No I cannot type. It’s all just dictated

Oh. Well, you can talk and think, anyway. :-)

I think you should watch Andrei Rublev five more times and then report back, Mac.

I can't reasonably expect to live long enough to do that.

"Well, you can talk and think, anyway. :-)"

I can talk and type, but I can't think, so I guess that makes us even.

Although, not thinking is probably not as painful as a broken wrist.


As the saying goes, two out of three ain't bad.

Haven't seen it, and only just now read about it, but The Favourite is all about Queen Anne, who is presented as a very active lesbian.

Two minutes of research informs me that...there were rumors, and there's no proof that she wasn't. Good enough for the 21st century!

What mockery the historians of the future are going to direct at us.

I've not seen 'The Favourite', but my understanding is that it has no pretensions to being a "historical drama" presenting anything like an historically accurate portrait of the Queen and her court. It is, I'm told, black farce.

I confess I tried 'Andrei Rublev' and was unable to get through it. I was so disappointed with myself; it was a film I was really hoping to love. I haven't had much fun in Tarkovsky's films generally, but AR was the worst so far.

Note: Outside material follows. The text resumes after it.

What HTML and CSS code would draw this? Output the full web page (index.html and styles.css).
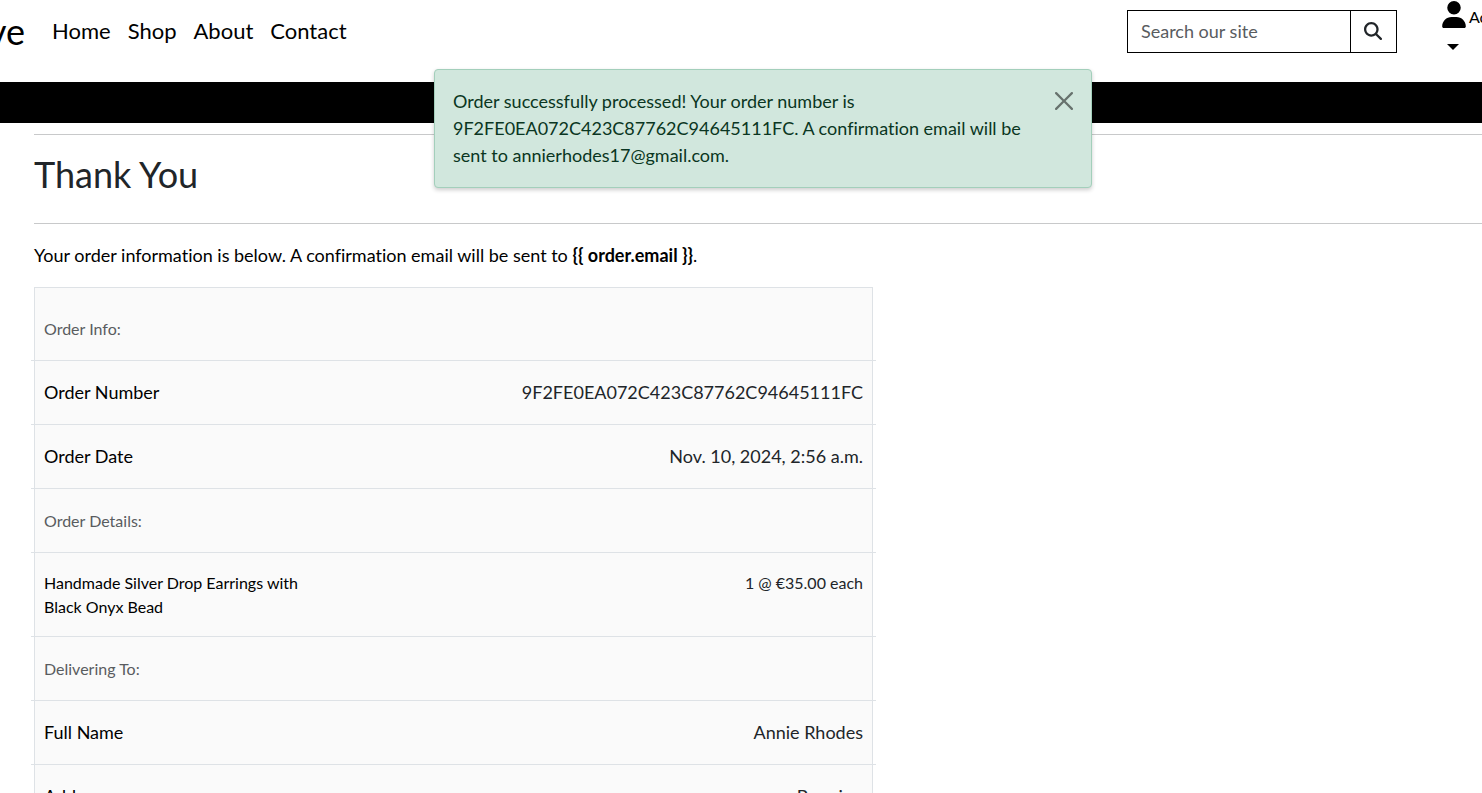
FILE: index.html
```html
<!DOCTYPE html>
<html lang="en">
<head>
<meta charset="utf-8">
<meta name="viewport" content="width=device-width, initial-scale=1">
<title>Thank You</title>
<link rel="stylesheet" href="styles.css">
</head>
<body>
<header class="site-header">
  <div class="header-left">
    <a class="brand" href="#">ve</a>
    <nav class="main-nav">
      <a href="#">Home</a>
      <a href="#">Shop</a>
      <a href="#">About</a>
      <a href="#">Contact</a>
    </nav>
  </div>
  <div class="header-right">
    <form class="search">
      <input type="text" aria-label="Search our site" placeholder="Search our site">
      <button type="button" aria-label="Search">
        <svg width="18" height="18" viewBox="0 0 512 512"><path fill="currentColor" d="M416 208c0 45.900-14.900 88.300-40 122.700L502.600 457.400c12.500 12.500 12.500 32.800 0 45.300s-32.800 12.500-45.300 0L330.700 376c-34.400 25.200-76.800 40-122.700 40C93.100 416 0 322.900 0 208S93.100 0 208 0S416 93.100 416 208zM208 352a144 144 0 1 0 0-288 144 144 0 1 0 0 288z"/></svg>
      </button>
    </form>
    <a class="account" href="#">
      <span class="account-line">
        <svg width="24" height="27" viewBox="0 0 448 512"><path fill="currentColor" d="M224 256A128 128 0 1 0 224 0a128 128 0 1 0 0 256zm-45.700 48C79.800 304 0 383.800 0 482.300C0 498.700 13.300 512 29.700 512H418.300c16.400 0 29.700-13.300 29.700-29.700C448 383.800 368.200 304 269.700 304H178.300z"/></svg>
        <span>Account</span>
      </span>
      <span class="caret"></span>
    </a>
  </div>
</header>
<div class="banner"></div>
<div class="toast" role="alert">
  <p>Order successfully processed! Your order number is 9F2FE0EA072C423C87762C94645111FC. A confirmation email will be sent to annierhodes17@gmail.com.</p>
  <button type="button" aria-label="Close">
    <svg width="18" height="18" viewBox="0 0 16 16"><path fill="currentColor" d="M.293.293a1 1 0 0 1 1.414 0L8 6.586 14.293.293a1 1 0 1 1 1.414 1.414L9.414 8l6.293 6.293a1 1 0 0 1-1.414 1.414L8 9.414l-6.293 6.293a1 1 0 0 1-1.414-1.414L6.586 8 .293 1.707a1 1 0 0 1 0-1.414z"/></svg>
  </button>
</div>
<main class="content">
  <h1>Thank You</h1>
  <p class="intro">Your order information is below. A confirmation email will be sent to <strong>{{ order.email }}</strong>.</p>
  <section class="order">
    <div class="row heading first">Order Info:</div>
    <div class="row"><span class="label">Order Number</span><span>9F2FE0EA072C423C87762C94645111FC</span></div>
    <div class="row"><span class="label">Order Date</span><span>Nov. 10, 2024, 2:56 a.m.</span></div>
    <div class="row heading">Order Details:</div>
    <div class="row item"><span class="label">Handmade Silver Drop Earrings with Black Onyx Bead</span><span>1 @ €35.00 each</span></div>
    <div class="row heading">Delivering To:</div>
    <div class="row"><span class="label">Full Name</span><span>Annie Rhodes</span></div>
    <div class="row"><span class="label">Address</span><span>Bunnion</span></div>
  </section>
</main>
</body>
</html>
```

FILE: styles.css
```css
* { box-sizing: border-box; }

html, body { overflow: hidden; }

body {
  margin: 0;
  height: 100vh;
  background: #fff;
  color: #212529;
  font: 18px/27px Lato, sans-serif;
  font-variant-ligatures: no-common-ligatures;
}

a { color: #000; text-decoration: none; }

.site-header {
  display: flex;
  justify-content: space-between;
  height: 82px;
}

.header-left { display: flex; align-items: center; height: 61px; }

.brand { width: 25px; display: flex; justify-content: flex-end; font-size: 36px; line-height: 54px; }

.main-nav { display: flex; gap: 17px; margin-left: 27px; font-size: 22px; }

.header-right { display: flex; gap: 45px; }

.search { display: flex; width: 270px; height: 43px; margin-top: 10px; }

.search input {
  flex: 1;
  min-width: 0;
  padding: 0 13px;
  border: 1px solid #000;
  border-radius: 0;
  color: #212529;
  font: inherit;
}

.search input::placeholder { color: #595c5f; }

.search button {
  display: flex;
  align-items: center;
  justify-content: center;
  width: 46px;
  padding: 0 1px 1px 0;
  border: 1px solid #000;
  border-left: 0;
  background: #fff;
  color: #212529;
}

.account { width: 40px; font-size: 16px; line-height: 24px; }

.account-line { display: flex; gap: 3px; padding-top: 1px; }

.account-line svg { flex: none; }

.account-line span { padding-top: 4px; }

.caret {
  display: block;
  width: 12px;
  margin: 15px 0 0 5px;
  border: 6px solid transparent;
  border-top-color: #000;
  border-bottom: 0;
}

.banner { height: 41px; background: #000; }

.toast {
  position: absolute;
  top: 69px;
  left: 434px;
  display: flex;
  justify-content: space-between;
  width: 658px;
  padding: 18px;
  border: 1px solid #a3cfbb;
  border-radius: 4px;
  background: #d1e7dd;
  color: #0a3622;
  box-shadow: 0 2px 4px rgba(0, 0, 0, 0.2);
}

.toast p { width: 582px; margin: 0; }

.toast button {
  display: flex;
  align-self: flex-start;
  padding: 4px 0;
  border: 0;
  background: none;
  color: #000;
  opacity: 0.5;
}

.content { margin: 11px 0 0 34px; }

h1 {
  margin: 0;
  padding: 17px 0 27px;
  border: 1px solid #c8c9ca;
  border-width: 1px 0;
  font-size: 36px;
  line-height: 44px;
  font-weight: 400;
}

.intro { margin: 18px 0; color: #000; }

.order {
  width: 839px;
  border: 1px solid #dee2e6;
  background: #fafafa;
}

.row {
  display: flex;
  justify-content: space-between;
  margin: 0 -4px;
  padding: 18px 13px;
  border-bottom: 1px solid #dee2e6;
}

.label { color: #000; }

.heading { color: #595c5f; font-size: 16px; }

.first { padding-top: 27px; }

.item { padding-bottom: 17px; font-size: 16px; line-height: 24px; }

.item .label { width: 260px; }
```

Fascinating range of reactions to AR.

I don't care for the practice of making a movie about historical persons and then just making up a lot of important stuff, to the point of significantly falsifying the historical record, seems like cheating. And they have a way of sticking. Victoria, the series about that queen, does a little more of that than I would like--e.g. making the relationship between Victoria and Lord Melbourne much more romantic than it almost certainly way.

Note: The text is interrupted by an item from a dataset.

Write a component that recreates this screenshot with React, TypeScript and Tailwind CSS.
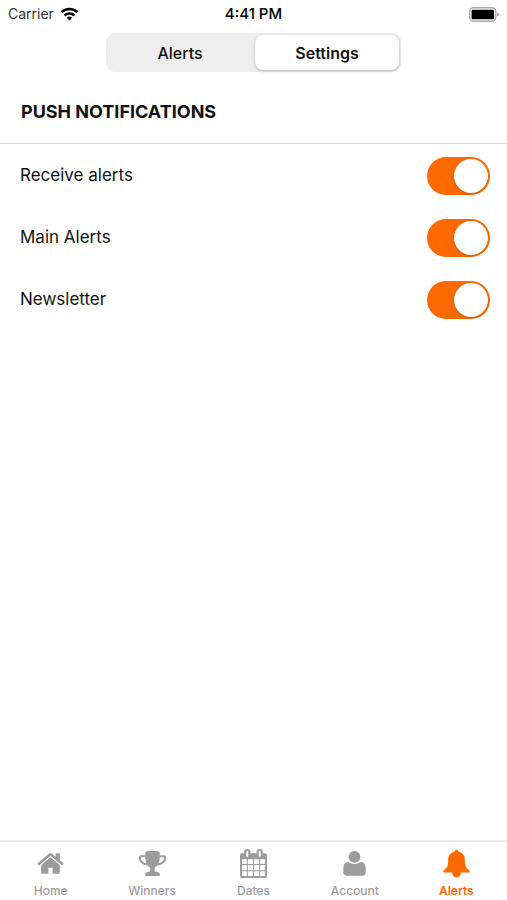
import React, { useState } from "react";

const tabs = ["Alerts", "Settings"];

const options = [
  { id: "receive", label: "Receive alerts" },
  { id: "main", label: "Main Alerts" },
  { id: "newsletter", label: "Newsletter" },
];

const navItems = [
  {
    label: "Home",
    path: "M1472 992v480q0 26-19 45t-45 19h-384v-384h-256v384h-384q-26 0-45-19t-19-45v-480q0-1 .5-3t.5-3l575-474 575 474q1 2 1 6zm223-69l-62 74q-8 9-21 11h-3q-13 0-21-7l-692-577-692 577q-12 8-24 7-13-2-21-11l-62-74q-8-10-7-23.5t11-21.5l719-599q32-26 76-26t76 26l244 204v-195q0-14 9-23t23-9h192q14 0 23 9t9 23v408l219 182q10 8 11 21.5t-7 23.5z",
  },
  {
    label: "Winners",
    path: "M522 883q-74-162-74-371h-256v96q0 78 94.5 162t235.5 113zm1078-275v-96h-256q0 209-74 371 141-29 235.5-113t94.5-162zm128-128v128q0 71-41.5 143t-112 130-173 97.5-215.5 44.5q-42 54-95 95-38 34-52.5 72.5t-14.5 89.5q0 54 30.5 91t97.5 37q75 0 133.5 45.5t58.5 114.5v64q0 14-9 23t-23 9h-832q-14 0-23-9t-9-23v-64q0-69 58.5-114.5t133.5-45.5q67 0 97.5-37t30.5-91q0-51-14.5-89.5t-52.5-72.5q-53-41-95-95-113-5-215.5-44.5t-173-97.5-112-130-41.5-143v-128q0-40 28-68t68-28h288v-96q0-66 47-113t113-47h576q66 0 113 47t47 113v96h288q40 0 68 28t28 68z",
  },
  {
    label: "Dates",
    path: "M192 1664h288v-288h-288v288zm352 0h320v-288h-320v288zm-352-352h288v-320h-288v320zm352 0h320v-320h-320v320zm-352-384h288v-288h-288v288zm736 736h320v-288h-320v288zm-384-736h320v-288h-320v288zm768 736h288v-288h-288v288zm-384-352h320v-320h-320v320zm-352-864v-288q0-13-9.5-22.5t-22.5-9.5h-64q-13 0-22.5 9.5t-9.5 22.5v288q0 13 9.5 22.5t22.5 9.5h64q13 0 22.5-9.5t9.5-22.5zm736 864h288v-320h-288v320zm-384-384h320v-288h-320v288zm384 0h288v-288h-288v288zm32-480v-288q0-13-9.5-22.5t-22.5-9.5h-64q-13 0-22.5 9.5t-9.5 22.5v288q0 13 9.5 22.5t22.5 9.5h64q13 0 22.5-9.5t9.5-22.5zm384-64v1280q0 52-38 90t-90 38h-1408q-52 0-90-38t-38-90v-1280q0-52 38-90t90-38h128v-96q0-66 47-113t113-47h64q66 0 113 47t47 113v96h384v-96q0-66 47-113t113-47h64q66 0 113 47t47 113v96h128q52 0 90 38t38 90z",
  },
  {
    label: "Account",
    path: "M896 120a365 365 0 0 1 0 730 365 365 0 0 1 0-730zM500 800Q680 930 896 930T1292 800Q1590 800 1590 1250V1420Q1590 1650 1350 1650H442Q202 1650 202 1420V1250Q202 800 500 800z",
  },
  {
    label: "Alerts",
    path: "M896 30Q985 30 1000 160Q1390 250 1410 650Q1410 1060 1520 1180L1700 1350Q1760 1440 1660 1450H1165Q1150 1760 896 1760Q642 1760 627 1450H132Q32 1440 92 1350L272 1180Q382 1060 382 650Q402 250 792 160Q807 30 896 30z",
  },
];

const StatusBar = () => {
  return (
    <div className="grid grid-cols-3 items-center h-7 px-2 text-sm">
      <div className="flex items-center gap-[6px] text-[#333]">
        <span>Carrier</span>
        <svg width="19" height="14" viewBox="0 0 18 14" fill="none" stroke="#000" strokeWidth="2.5">
          <path d="M1 5.2a11.4 11.4 0 0 1 16 0" />
          <path d="M4 8.5a7.1 7.1 0 0 1 10 0" />
          <path d="M6.3 10.8a3.8 3.8 0 0 1 5.4 0L9 13.6z" fill="#000" stroke="none" />
        </svg>
      </div>
      <p className="text-center text-[15px] font-medium text-black">4:41 PM</p>
      <svg className="justify-self-end" width="30" height="15" viewBox="0 0 30 15">
        <rect x=".8" y=".8" width="26" height="13.4" rx="4" fill="#fff" stroke="#aaa" strokeWidth="1.4" />
        <rect x="2.6" y="2.8" width="22.4" height="9.4" rx="1" fill="#000" />
        <path d="M28 5.5q2 .6 2 2t-2 2z" fill="#aaa" />
      </svg>
    </div>
  );
};

const App = () => {
  const [tab, setTab] = useState("Settings");
  const [enabled, setEnabled] = useState<Record<string, boolean>>({
    receive: true,
    main: true,
    newsletter: true,
  });

  return (
    <div className="min-h-screen flex flex-col bg-white text-[#111] font-['Inter',sans-serif]">
      <header className="border-b border-[#d8d8d8]">
        <StatusBar />
        <div className="grid grid-cols-2 gap-1 w-[58%] h-[39px] mx-auto mt-[5px] p-0.5 rounded-[9px] bg-[#eee]">
          {tabs.map((name) => (
            <button
              key={name}
              type="button"
              onClick={() => setTab(name)}
              className={
                tab === name
                  ? "rounded-lg bg-white text-base leading-5 font-semibold shadow-[0_1px_3px_rgba(0,0,0,0.25)]"
                  : "rounded-lg text-base leading-5 font-medium"
              }
            >
              {name}
            </button>
          ))}
        </div>
        <h1 className="px-[21px] pt-[27px] pb-[18px] text-lg leading-[26px] font-bold">PUSH NOTIFICATIONS</h1>
      </header>

      <main className="flex-1 flex flex-col pt-px">
        {options.map((option) => (
          <label
            key={option.id}
            htmlFor={option.id}
            className="flex items-center justify-between h-[62px] pl-5 pr-[17px] text-[17px]"
          >
            {option.label}
            <input
              id={option.id}
              type="checkbox"
              checked={enabled[option.id]}
              onChange={(e) => setEnabled({ ...enabled, [option.id]: e.target.checked })}
              className="appearance-none flex items-center w-[63px] h-[38px] px-0.5 rounded-full bg-gray-200 checked:bg-[#ff6a00] before:content-[''] before:size-[34px] before:rounded-full before:bg-white before:shadow-[0_1px_3px_rgba(0,0,0,0.2)] checked:before:translate-x-[25px]"
            />
          </label>
        ))}
      </main>

      <nav className="grid grid-cols-5 h-[60px] border-t-2 border-[#ececec]">
        {navItems.map((item, i) => (
          <a
            key={i}
            href="#"
            className={
              i === 4
                ? "flex flex-col items-center pt-[7px] gap-[5px] text-xs font-semibold text-[#ff6a00]"
                : "flex flex-col items-center pt-[7px] gap-[5px] text-xs font-medium text-[#9c9c9c]"
            }
          >
            <svg width="29" height="29" viewBox="0 0 1792 1792" fill="currentColor">
              <path d={item.path} />
            </svg>
            <span>{item.label}</span>
          </a>
        ))}
      </nav>
    </div>
  );
};

export default App;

I agree with you, Mac. If you're going to play fast and loose, play fast and loose with a fictional setting, not an historical one. In the specific case of 'The Favourite', the choice to pick on Queen Anne seems an odd one. But, as I said, I've not seen it.

Andrei Rublev is on its way to the house from Netflix. Unfortunately, I'm leaving town for the weekend so may not be until the end of next week that I will be able to report back my reaction. Your post was successful in catching my interest!

Actually, I don't mind sharing with this group what I am doing this weekend in case anyone has any experience with/in it. I am going to a "Beginning Experience" in Casper, Wyoming. Heard about it in Mass about a month ago, called the guy in charge, and now I am going and hoping for the best. Sounds very promising.

I hope for the best for it, too. I've heard of it but don't know anything about it.

Watched Andrei Rublev and enjoyed it quite a bit. My favorite parts were the scattered theological ruminations, I guess mostly in the scene of the old Greek guy? Not sure, it was so long by the time I got to the end I had forgotten the beginning. Why did it seem like it was filmed in the 30s or 40s? Was Soviet cinema so behind the rest of the world, or was this what the director was trying to do?

I wondered about that too.

My guess is that that really was all the technology he had to work with. I thought that part of the reason for my disappointment with both Solaris and Stalker had to do with the cinematography being sort of on the drab side. Not in terms of composition and so forth but simple image quality.

One thing that puzzled me about AR was that it wasn't close to full-screen. It was very wide but not very tall, with empty space not only above and below the image but on the sides as well. Just a different basic format I guess. That was the case on both my computer and my TV. After trying both I decided it was better on the computer.

On my TV it was just long and thin with lots of space above and below, but none to either side.

I must admit that I am now curious about his other films.